== Supplied information

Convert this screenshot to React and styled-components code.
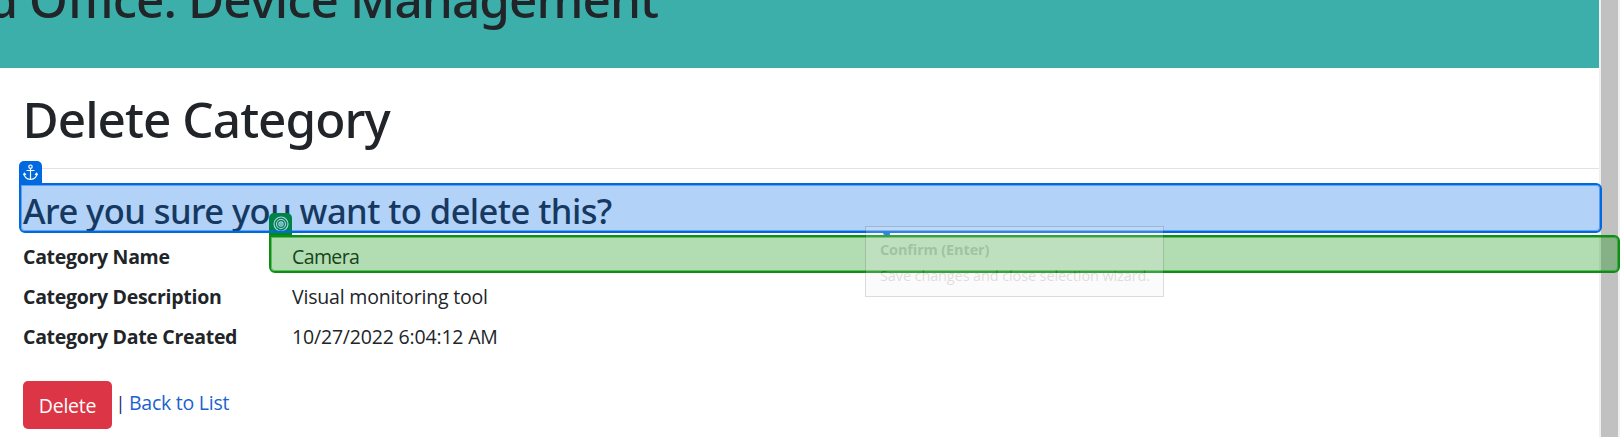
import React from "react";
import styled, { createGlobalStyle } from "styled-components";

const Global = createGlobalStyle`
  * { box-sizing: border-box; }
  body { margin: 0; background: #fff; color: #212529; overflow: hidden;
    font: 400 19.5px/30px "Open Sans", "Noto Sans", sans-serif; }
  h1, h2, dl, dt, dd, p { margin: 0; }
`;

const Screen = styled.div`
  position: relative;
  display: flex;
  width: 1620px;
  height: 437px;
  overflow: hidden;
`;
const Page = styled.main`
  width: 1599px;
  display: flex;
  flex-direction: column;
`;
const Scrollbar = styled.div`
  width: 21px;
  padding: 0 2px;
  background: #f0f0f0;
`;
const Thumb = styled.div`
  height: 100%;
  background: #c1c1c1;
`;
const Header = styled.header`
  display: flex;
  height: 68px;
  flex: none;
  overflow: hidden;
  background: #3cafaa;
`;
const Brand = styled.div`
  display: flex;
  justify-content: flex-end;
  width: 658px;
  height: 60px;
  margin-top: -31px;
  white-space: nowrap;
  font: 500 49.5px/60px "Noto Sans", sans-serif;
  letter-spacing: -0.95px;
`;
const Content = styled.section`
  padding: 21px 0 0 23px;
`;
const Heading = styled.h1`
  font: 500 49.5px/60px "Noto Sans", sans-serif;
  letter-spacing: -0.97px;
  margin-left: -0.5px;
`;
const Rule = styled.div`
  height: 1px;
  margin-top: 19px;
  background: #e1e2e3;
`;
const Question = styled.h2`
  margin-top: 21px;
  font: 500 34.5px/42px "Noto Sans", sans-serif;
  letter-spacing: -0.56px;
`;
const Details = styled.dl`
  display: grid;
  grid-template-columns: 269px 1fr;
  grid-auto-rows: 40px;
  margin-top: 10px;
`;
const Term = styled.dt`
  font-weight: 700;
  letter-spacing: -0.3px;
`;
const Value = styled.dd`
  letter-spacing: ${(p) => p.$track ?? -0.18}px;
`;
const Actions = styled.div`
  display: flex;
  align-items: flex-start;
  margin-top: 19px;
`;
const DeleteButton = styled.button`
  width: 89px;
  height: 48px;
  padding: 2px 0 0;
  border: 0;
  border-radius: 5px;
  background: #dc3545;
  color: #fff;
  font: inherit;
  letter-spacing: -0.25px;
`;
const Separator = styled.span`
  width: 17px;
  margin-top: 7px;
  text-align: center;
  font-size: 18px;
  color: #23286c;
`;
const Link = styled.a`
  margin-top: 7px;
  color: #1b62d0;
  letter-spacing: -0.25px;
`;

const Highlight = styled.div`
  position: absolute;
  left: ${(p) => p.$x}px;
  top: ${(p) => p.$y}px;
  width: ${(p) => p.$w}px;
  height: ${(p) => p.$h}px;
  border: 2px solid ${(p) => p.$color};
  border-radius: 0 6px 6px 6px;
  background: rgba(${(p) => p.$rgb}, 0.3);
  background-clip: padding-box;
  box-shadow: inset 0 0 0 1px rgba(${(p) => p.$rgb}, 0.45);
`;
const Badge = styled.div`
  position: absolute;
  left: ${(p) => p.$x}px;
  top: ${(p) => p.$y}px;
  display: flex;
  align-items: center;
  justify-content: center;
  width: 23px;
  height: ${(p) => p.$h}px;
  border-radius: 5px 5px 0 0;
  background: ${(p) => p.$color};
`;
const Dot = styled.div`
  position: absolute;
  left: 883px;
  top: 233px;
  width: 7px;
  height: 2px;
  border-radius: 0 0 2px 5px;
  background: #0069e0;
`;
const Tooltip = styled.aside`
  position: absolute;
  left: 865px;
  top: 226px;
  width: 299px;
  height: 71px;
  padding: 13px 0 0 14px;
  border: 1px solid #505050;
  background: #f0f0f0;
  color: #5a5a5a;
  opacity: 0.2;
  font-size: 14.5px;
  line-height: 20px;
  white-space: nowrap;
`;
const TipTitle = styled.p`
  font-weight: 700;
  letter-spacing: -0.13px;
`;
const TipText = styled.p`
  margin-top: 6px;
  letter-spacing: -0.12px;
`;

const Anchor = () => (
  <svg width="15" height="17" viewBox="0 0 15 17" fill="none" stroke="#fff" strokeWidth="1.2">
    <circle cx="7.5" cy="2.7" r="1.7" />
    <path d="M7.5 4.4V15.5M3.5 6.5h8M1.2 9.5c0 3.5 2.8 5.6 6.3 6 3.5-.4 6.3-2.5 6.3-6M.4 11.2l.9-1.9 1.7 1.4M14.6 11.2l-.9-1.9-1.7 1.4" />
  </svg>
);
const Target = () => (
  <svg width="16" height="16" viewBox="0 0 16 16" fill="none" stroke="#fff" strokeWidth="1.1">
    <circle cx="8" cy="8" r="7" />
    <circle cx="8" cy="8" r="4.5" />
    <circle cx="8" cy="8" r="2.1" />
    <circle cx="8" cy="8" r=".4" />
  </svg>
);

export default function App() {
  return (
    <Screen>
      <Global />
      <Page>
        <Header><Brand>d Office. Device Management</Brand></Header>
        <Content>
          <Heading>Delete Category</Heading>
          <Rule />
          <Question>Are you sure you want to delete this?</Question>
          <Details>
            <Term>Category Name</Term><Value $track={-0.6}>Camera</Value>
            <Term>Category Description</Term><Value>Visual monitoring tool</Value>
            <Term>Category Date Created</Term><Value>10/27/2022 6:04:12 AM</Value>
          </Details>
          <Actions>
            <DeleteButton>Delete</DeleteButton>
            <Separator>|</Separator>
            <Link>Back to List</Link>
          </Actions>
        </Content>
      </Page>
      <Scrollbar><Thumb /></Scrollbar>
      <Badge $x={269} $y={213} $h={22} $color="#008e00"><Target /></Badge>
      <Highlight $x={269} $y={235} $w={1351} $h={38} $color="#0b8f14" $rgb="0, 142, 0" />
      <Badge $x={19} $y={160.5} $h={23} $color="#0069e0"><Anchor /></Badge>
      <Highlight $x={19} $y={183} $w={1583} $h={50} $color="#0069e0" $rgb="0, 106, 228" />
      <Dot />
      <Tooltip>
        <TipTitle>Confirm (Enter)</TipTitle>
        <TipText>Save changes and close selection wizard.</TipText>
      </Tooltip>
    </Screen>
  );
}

====

→ **What is being asked**
Output all of the data exactly as it stands, minus any images.

→ **Result of this exercise**
Convert this screenshot to React and styled-components code.
import React from "react";
import styled, { createGlobalStyle } from "styled-components";

const Global = createGlobalStyle`
  * { box-sizing: border-box; }
  body { margin: 0; background: #fff; color: #212529; overflow: hidden;
    font: 400 19.5px/30px "Open Sans", "Noto Sans", sans-serif; }
  h1, h2, dl, dt, dd, p { margin: 0; }
`;

const Screen = styled.div`
  position: relative;
  display: flex;
  width: 1620px;
  height: 437px;
  overflow: hidden;
`;
const Page = styled.main`
  width: 1599px;
  display: flex;
  flex-direction: column;
`;
const Scrollbar = styled.div`
  width: 21px;
  padding: 0 2px;
  background: #f0f0f0;
`;
const Thumb = styled.div`
  height: 100%;
  background: #c1c1c1;
`;
const Header = styled.header`
  display: flex;
  height: 68px;
  flex: none;
  overflow: hidden;
  background: #3cafaa;
`;
const Brand = styled.div`
  display: flex;
  justify-content: flex-end;
  width: 658px;
  height: 60px;
  margin-top: -31px;
  white-space: nowrap;
  font: 500 49.5px/60px "Noto Sans", sans-serif;
  letter-spacing: -0.95px;
`;
const Content = styled.section`
  padding: 21px 0 0 23px;
`;
const Heading = styled.h1`
  font: 500 49.5px/60px "Noto Sans", sans-serif;
  letter-spacing: -0.97px;
  margin-left: -0.5px;
`;
const Rule = styled.div`
  height: 1px;
  margin-top: 19px;
  background: #e1e2e3;
`;
const Question = styled.h2`
  margin-top: 21px;
  font: 500 34.5px/42px "Noto Sans", sans-serif;
  letter-spacing: -0.56px;
`;
const Details = styled.dl`
  display: grid;
  grid-template-columns: 269px 1fr;
  grid-auto-rows: 40px;
  margin-top: 10px;
`;
const Term = styled.dt`
  font-weight: 700;
  letter-spacing: -0.3px;
`;
const Value = styled.dd`
  letter-spacing: ${(p) => p.$track ?? -0.18}px;
`;
const Actions = styled.div`
  display: flex;
  align-items: flex-start;
  margin-top: 19px;
`;
const DeleteButton = styled.button`
  width: 89px;
  height: 48px;
  padding: 2px 0 0;
  border: 0;
  border-radius: 5px;
  background: #dc3545;
  color: #fff;
  font: inherit;
  letter-spacing: -0.25px;
`;
const Separator = styled.span`
  width: 17px;
  margin-top: 7px;
  text-align: center;
  font-size: 18px;
  color: #23286c;
`;
const Link = styled.a`
  margin-top: 7px;
  color: #1b62d0;
  letter-spacing: -0.25px;
`;

const Highlight = styled.div`
  position: absolute;
  left: ${(p) => p.$x}px;
  top: ${(p) => p.$y}px;
  width: ${(p) => p.$w}px;
  height: ${(p) => p.$h}px;
  border: 2px solid ${(p) => p.$color};
  border-radius: 0 6px 6px 6px;
  background: rgba(${(p) => p.$rgb}, 0.3);
  background-clip: padding-box;
  box-shadow: inset 0 0 0 1px rgba(${(p) => p.$rgb}, 0.45);
`;
const Badge = styled.div`
  position: absolute;
  left: ${(p) => p.$x}px;
  top: ${(p) => p.$y}px;
  display: flex;
  align-items: center;
  justify-content: center;
  width: 23px;
  height: ${(p) => p.$h}px;
  border-radius: 5px 5px 0 0;
  background: ${(p) => p.$color};
`;
const Dot = styled.div`
  position: absolute;
  left: 883px;
  top: 233px;
  width: 7px;
  height: 2px;
  border-radius: 0 0 2px 5px;
  background: #0069e0;
`;
const Tooltip = styled.aside`
  position: absolute;
  left: 865px;
  top: 226px;
  width: 299px;
  height: 71px;
  padding: 13px 0 0 14px;
  border: 1px solid #505050;
  background: #f0f0f0;
  color: #5a5a5a;
  opacity: 0.2;
  font-size: 14.5px;
  line-height: 20px;
  white-space: nowrap;
`;
const TipTitle = styled.p`
  font-weight: 700;
  letter-spacing: -0.13px;
`;
const TipText = styled.p`
  margin-top: 6px;
  letter-spacing: -0.12px;
`;

const Anchor = () => (
  <svg width="15" height="17" viewBox="0 0 15 17" fill="none" stroke="#fff" strokeWidth="1.2">
    <circle cx="7.5" cy="2.7" r="1.7" />
    <path d="M7.5 4.4V15.5M3.5 6.5h8M1.2 9.5c0 3.5 2.8 5.6 6.3 6 3.5-.4 6.3-2.5 6.3-6M.4 11.2l.9-1.9 1.7 1.4M14.6 11.2l-.9-1.9-1.7 1.4" />
  </svg>
);
const Target = () => (
  <svg width="16" height="16" viewBox="0 0 16 16" fill="none" stroke="#fff" strokeWidth="1.1">
    <circle cx="8" cy="8" r="7" />
    <circle cx="8" cy="8" r="4.5" />
    <circle cx="8" cy="8" r="2.1" />
    <circle cx="8" cy="8" r=".4" />
  </svg>
);

export default function App() {
  return (
    <Screen>
      <Global />
      <Page>
        <Header><Brand>d Office. Device Management</Brand></Header>
        <Content>
          <Heading>Delete Category</Heading>
          <Rule />
          <Question>Are you sure you want to delete this?</Question>
          <Details>
            <Term>Category Name</Term><Value $track={-0.6}>Camera</Value>
            <Term>Category Description</Term><Value>Visual monitoring tool</Value>
            <Term>Category Date Created</Term><Value>10/27/2022 6:04:12 AM</Value>
          </Details>
          <Actions>
            <DeleteButton>Delete</DeleteButton>
            <Separator>|</Separator>
            <Link>Back to List</Link>
          </Actions>
        </Content>
      </Page>
      <Scrollbar><Thumb /></Scrollbar>
      <Badge $x={269} $y={213} $h={22} $color="#008e00"><Target /></Badge>
      <Highlight $x={269} $y={235} $w={1351} $h={38} $color="#0b8f14" $rgb="0, 142, 0" />
      <Badge $x={19} $y={160.5} $h={23} $color="#0069e0"><Anchor /></Badge>
      <Highlight $x={19} $y={183} $w={1583} $h={50} $color="#0069e0" $rgb="0, 106, 228" />
      <Dot />
      <Tooltip>
        <TipTitle>Confirm (Enter)</TipTitle>
        <TipText>Save changes and close selection wizard.</TipText>
      </Tooltip>
    </Screen>
  );
}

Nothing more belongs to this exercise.